I had my fears about how the game could possibly negotiate Jason’s rise to leadership among a group of native people without becoming a jingoistic fable of white people’s inherent ability to become better than other races. After all, the game draws upon the tropes of Victorian adventure fiction quite extensively: an exoticized female of sexual danger, barbaric tribes, vicitimized white people at the hands of the sinister “other,” to name a few. Yet a quick look around revealed that the islands inhabitants are a mix of different races all pulled to this world by strange circumstances. The whole place seems like an Island of Misfit toys re-imagined by Quentin Tarantino, complete with a crazy German-American undercover operative, drug-induced freakouts, and sodomy.
In a recent review at Kill Screen, Joseph Bernstein calls Far Cry 3 the “first game about the Millenials,” positing that its central message of finding oneself in world built your amusement embodies that self-interested drive of today’s young adults who were raised on promises of gold only to become disillusioned at the lack of job prospects.
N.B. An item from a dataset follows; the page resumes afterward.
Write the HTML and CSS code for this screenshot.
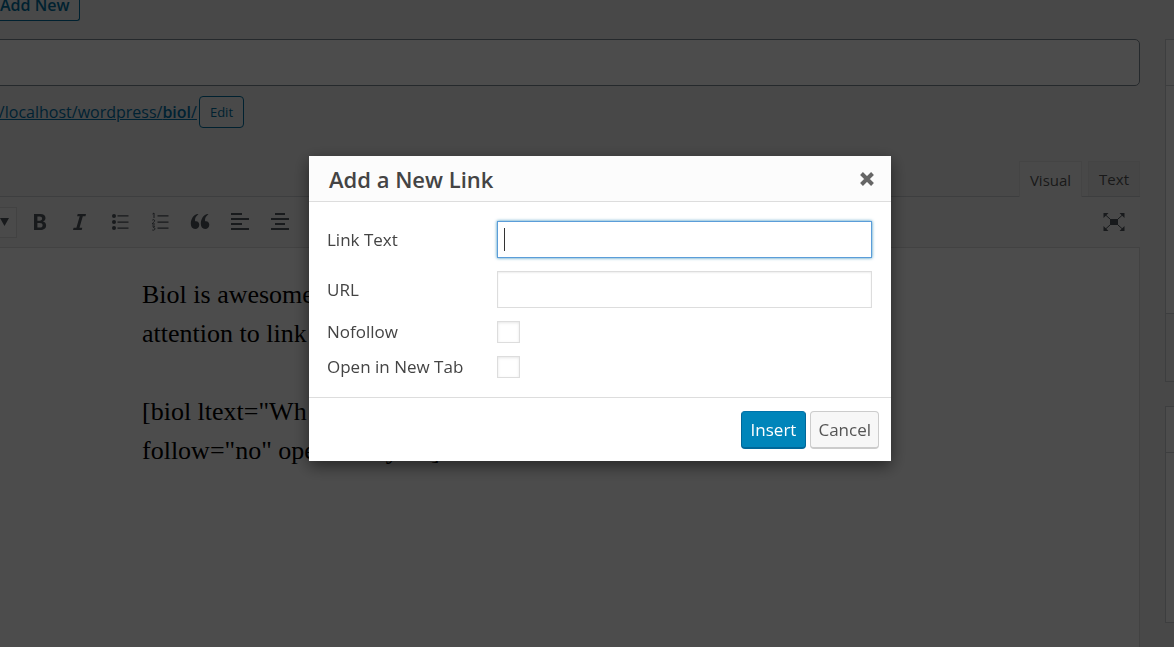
FILE: index.html
```html
<!DOCTYPE html>
<html lang="en">
<head>
<meta charset="utf-8">
<meta name="viewport" content="width=device-width, initial-scale=1">
<title>Add a New Link</title>
<link rel="stylesheet" href="styles.css">
</head>
<body>
<div class="page">
  <main class="main">
    <a class="add-new" href="#">Add New</a>
    <input class="title-input" type="text" aria-label="Title">
    <div class="permalink">
      <a class="permalink-url" href="#">//localhost/wordpress/<b>biol</b>/</a>
      <button class="edit" type="button">Edit</button>
    </div>
    <div class="tabs">
      <button class="tab tab-active" type="button">Visual</button>
      <button class="tab" type="button">Text</button>
    </div>
    <div class="toolbar">
      <button class="format" type="button" aria-label="Format"><svg width="10" height="8" viewBox="0 0 10 8"><path d="M0 0h9L4.500 8z"/></svg></button>
      <button class="tool" type="button" aria-label="Bold"><svg viewBox="0 0 20 20"><path fill-rule="evenodd" d="M4 2h6.200c3.400 0 5.300 1.500 5.300 4.100 0 1.800-1 3-2.600 3.500 2 .4 3.200 1.800 3.200 3.900 0 2.900-2.200 4.500-5.900 4.500H4zm3.400 2.500v4.200h2.300c1.600 0 2.400-.8 2.400-2.100s-.8-2.100-2.500-2.100zm0 6.500v4.500h2.500c1.800 0 2.700-.8 2.700-2.300 0-1.400-1-2.200-2.800-2.200z"/></svg></button>
      <button class="tool" type="button" aria-label="Italic"><svg viewBox="0 0 20 20"><path d="M7.700 2H16l-.5 2.200h-2.700l-3.300 11.600h2.800l-.6 2.200H3l.6-2.200h2.800l3.300-11.600H7.100z"/></svg></button>
      <button class="tool" type="button" aria-label="Bulleted list"><svg viewBox="0 0 20 20"><circle cx="4" cy="4" r="2"/><circle cx="4" cy="10" r="2"/><circle cx="4" cy="16" r="2"/><path d="M7.500 3.300h11v1.300h-11zM7.500 9.400h11v1.300h-11zM7.500 15.500h11v1.300h-11z"/></svg></button>
      <button class="tool" type="button" aria-label="Numbered list"><svg viewBox="0 0 20 20"><path d="M7.500 3.300h11v1.300h-11zM7.500 9.400h11v1.300h-11zM7.500 15.500h11v1.300h-11z"/><path class="line" d="M2.500 2L4 1v5M2.300 8.200C3 7.300 4.800 7.500 4.600 8.800 4.500 9.800 2.700 10.700 2.300 12h2.600M2.300 14h2.300L3.400 15.500c2 0 2 2.700-.1 2.700l-1-.2"/></svg></button>
      <button class="tool" type="button" aria-label="Blockquote"><svg viewBox="0 0 20 20"><path d="M8.500 2.500C5 4.500 4.800 7.500 5.200 9.300c2.200-.6 4.100 1 4.100 3.500 0 2.400-1.700 4.200-4.200 4.200C2.300 17 .8 14.900.8 11.800.8 7 3.300 3.200 7.300 2zM18.500 2.500c-3.500 2-3.700 5-3.300 6.800 2.200-.6 4.100 1 4.100 3.500 0 2.400-1.700 4.200-4.200 4.200-2.800 0-4.300-2.100-4.300-5.200 0-4.800 2.500-8.600 6.500-9.800z"/></svg></button>
      <button class="tool" type="button" aria-label="Align left"><svg viewBox="0 0 20 20"><path d="M1 1h11v2H1zM1 6h18v2H1zM1 11h11v2H1zM1 16h18v2H1z"/></svg></button>
      <button class="tool" type="button" aria-label="Align center"><svg viewBox="0 0 20 20"><path d="M5 1h10v2H5zM1 6h18v2H1zM5 11h10v2H5zM1 16h18v2H1z"/></svg></button>
      <button class="tool tool-expand" type="button" aria-label="Distraction-free writing"><svg viewBox="0 0 22 18"><path d="M7 6h8v6H7zM.5 0h5L.5 5zM21.500 0h-5l5 5zM.5 18h5l-5-5zM21.500 18h-5l5-5z"/><path class="line" d="M2 1.500l5 4.500M20 1.500l-5 4.500M2 16.500l5-4.500M20 16.500l-5-4.500"/></svg></button>
    </div>
    <div class="editor">
      <p>Biol is awesome<br>attention to link</p>
      <p>[biol ltext="Wh<br>follow="no" opentab="yes"]</p>
    </div>
  </main>
  <aside class="side">
    <section class="box publish"><div class="box-head"></div><div class="box-foot"></div></section>
    <section class="box categories"><div class="box-head"></div></section>
  </aside>
</div>

<div class="overlay">
  <form class="modal" role="dialog" aria-labelledby="dialog-title">
    <header class="modal-head">
      <h1 id="dialog-title">Add a New Link</h1>
      <button class="close" type="button" aria-label="Close"><svg width="16" height="16" viewBox="0 0 16 16"><path d="M2.500 2.500l11 11M13.500 2.500l-11 11"/></svg></button>
    </header>
    <div class="fields">
      <label for="link-text">Link Text</label>
      <input class="text-field" id="link-text" type="text" autofocus>
      <label for="url">URL</label>
      <input class="text-field" id="url" type="text">
      <label for="nofollow">Nofollow</label>
      <input class="check" id="nofollow" type="checkbox">
      <label for="new-tab">Open in New Tab</label>
      <input class="check" id="new-tab" type="checkbox">
    </div>
    <footer class="modal-foot">
      <button class="button primary" type="button">Insert</button>
      <button class="button" type="button">Cancel</button>
    </footer>
  </form>
</div>
</body>
</html>
```
FILE: styles.css
```css
* {
  box-sizing: border-box;
}

body {
  margin: 0;
  overflow: hidden;
  background: #f1f1f1;
  color: #444;
  font-family: "Segoe UI", "Open Sans", "Noto Sans", sans-serif;
  font-size: 16px;
}

button,
input {
  font: inherit;
  color: inherit;
}

.page {
  display: flex;
  gap: 25px;
  min-height: 100vh;
}

.main {
  flex: 1;
  display: flex;
  flex-direction: column;
  align-items: stretch;
}

.add-new {
  align-self: flex-start;
  height: 21px;
  padding: 0 10px 0 0;
  border: solid #0071a1;
  border-width: 0 1px 1px 0;
  border-radius: 0 0 3px 0;
  background: #f3f5f6;
  color: #0071a1;
  font-size: 16px;
  font-weight: 600;
  line-height: 10px;
  text-decoration: none;
}

.title-input {
  height: 47px;
  margin: 18px 0 10px -8px;
  border: 1px solid #7e8993;
  border-radius: 5px;
  background: #fff;
}

.permalink {
  display: flex;
  align-items: center;
  gap: 2px;
  height: 32px;
  margin-left: -7px;
}

.permalink-url {
  color: #0073aa;
  line-height: 24px;
}

.permalink-url b {
  font-weight: 600;
}

.edit {
  height: 32px;
  padding: 0 10px;
  border: 1px solid #0071a1;
  border-radius: 4px;
  background: #f3f5f6;
  color: #0071a1;
  font-size: 13px;
}

.tabs {
  display: flex;
  justify-content: flex-end;
  gap: 6px;
  margin-top: 33px;
}

.tab {
  height: 35px;
  padding: 0 10px;
  border: 1px solid #e5e5e5;
  border-bottom: 0;
  background: #ebebeb;
  color: #555;
  font-size: 15px;
}

.tab-active {
  position: relative;
  margin-bottom: -1px;
  height: 36px;
  background: #f5f5f5;
}

.toolbar {
  display: flex;
  align-items: center;
  height: 51px;
  border-top: 1px solid #ccd0d4;
  background: #f5f5f5;
}

.format {
  display: flex;
  align-items: center;
  width: 17px;
  height: 31px;
  margin-right: 3px;
  padding: 0;
  border: solid #ddd;
  border-width: 1px 1px 1px 0;
  background: #f8f8f8;
}

.format svg,
.tool svg {
  fill: #50575e;
}

.tool {
  display: flex;
  align-items: center;
  justify-content: center;
  width: 40px;
  height: 40px;
  padding: 0;
  border: 0;
  background: none;
}

.tool svg {
  width: 20px;
  height: 20px;
}

.tool .line {
  fill: none;
  stroke: #50575e;
}

.tool-expand {
  margin: 0 6px 0 auto;
}

.tool-expand svg {
  width: 22px;
  height: 18px;
}

.editor {
  flex: 1;
  padding: 27px 20px 0 142px;
  border: solid #ddd;
  border-width: 1px 1px 0 0;
  background: #fff;
  color: #000;
  font-family: "Liberation Serif", "Times New Roman", serif;
  font-size: 26px;
  line-height: 39px;
}

.editor p {
  margin: 0 0 39px;
}

.side {
  width: 9px;
  padding-top: 39px;
}

.box {
  display: flex;
  flex-direction: column;
  margin-bottom: 24px;
  border: solid #ccd0d4;
  border-width: 1px 0 1px 1px;
  background: #fff;
}

.box-head {
  height: 46px;
  border-bottom: 1px solid #ccd0d4;
}

.box-foot {
  height: 68px;
  margin-top: auto;
  border-top: 1px solid #ccd0d4;
  background: #f5f5f5;
}

.publish {
  height: 343px;
}

.categories {
  height: 217px;
}

.overlay {
  position: fixed;
  inset: 0;
  z-index: 10;
  display: flex;
  align-items: flex-start;
  justify-content: center;
  padding: 156px 0 0 26px;
  background: rgba(0, 0, 0, 0.7);
}

.modal {
  width: 582px;
  background: #fff;
  box-shadow: 0 5px 15px rgba(0, 0, 0, 0.5);
}

.modal-head {
  display: flex;
  align-items: center;
  justify-content: space-between;
  height: 46px;
  padding: 0 16px 0 20px;
  border-bottom: 1px solid #ddd;
  background: #fcfcfc;
}

.modal-head h1 {
  margin: 0;
  font-size: 22px;
  font-weight: 600;
  line-height: 30px;
}

.close {
  display: flex;
  padding: 0;
  border: 0;
  background: none;
}

.close path {
  stroke: #666;
  stroke-width: 4;
}

.fields {
  display: grid;
  grid-template-columns: 170px 1fr;
  row-gap: 13px;
  align-items: center;
  padding: 19px 19px 19px 18px;
  font-size: 17px;
  line-height: 22px;
}

.text-field {
  width: 100%;
  height: 37px;
  padding: 0 6px;
  border: 1px solid #ddd;
  background: #fff;
  box-shadow: inset 0 1px 2px rgba(0, 0, 0, 0.07);
  outline: none;
}

.text-field:focus {
  border-color: #5b9dd9;
  background: linear-gradient(#333, #333) 6px center / 1px 23px no-repeat #fff;
  box-shadow: 0 0 3px rgba(0, 115, 170, 0.8);
  caret-color: transparent;
}

.check {
  appearance: none;
  width: 23px;
  height: 22px;
  margin: 0;
  border: 1px solid #ddd;
  background: #fff;
  box-shadow: inset 0 1px 3px rgba(0, 0, 0, 0.1);
}

.modal-foot {
  display: flex;
  justify-content: flex-end;
  gap: 4px;
  padding: 13px 12px 12px;
  border-top: 1px solid #ddd;
}

.button {
  height: 38px;
  padding: 0 7px;
  border: 1px solid #ccc;
  border-bottom-width: 2px;
  border-radius: 4px;
  background: #f7f7f7;
  color: #555;
  font-size: 17px;
}

.primary {
  padding: 0 9px;
  border-color: #0073aa #006799 #006799;
  background: #0085ba;
  color: #fff;
}
```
While the dreams of the privileged may be the stuff of pipes, I find the game to be less about a young man regaining lost self-esteem and more about game worlds in general. We control a character who sheds his silver spoon American persona in order to survive, losing himself and awakening into something powerful and terrifying. These are not simply the dreams of Millenials; they are the nightmares of the stagnant and the fantasies the civilized are loath to admit.
Far Cry 3 imposes no moral system on the player, and it refuses to let him/her step away from a character who steadily becomes just as sociopathic as the monster he meets in the game’s opening moments. The more violent Jason becomes, the more fun and open the game feels. When I booted up the game, I felt like the entire island existed purely for my taking, and I’ve relished every spoil it has yielded. It dares the player to dive headfirst into a world of violence and cruelty, and become more barbaric than the environment itself–all the while enjoying your descent into savagery.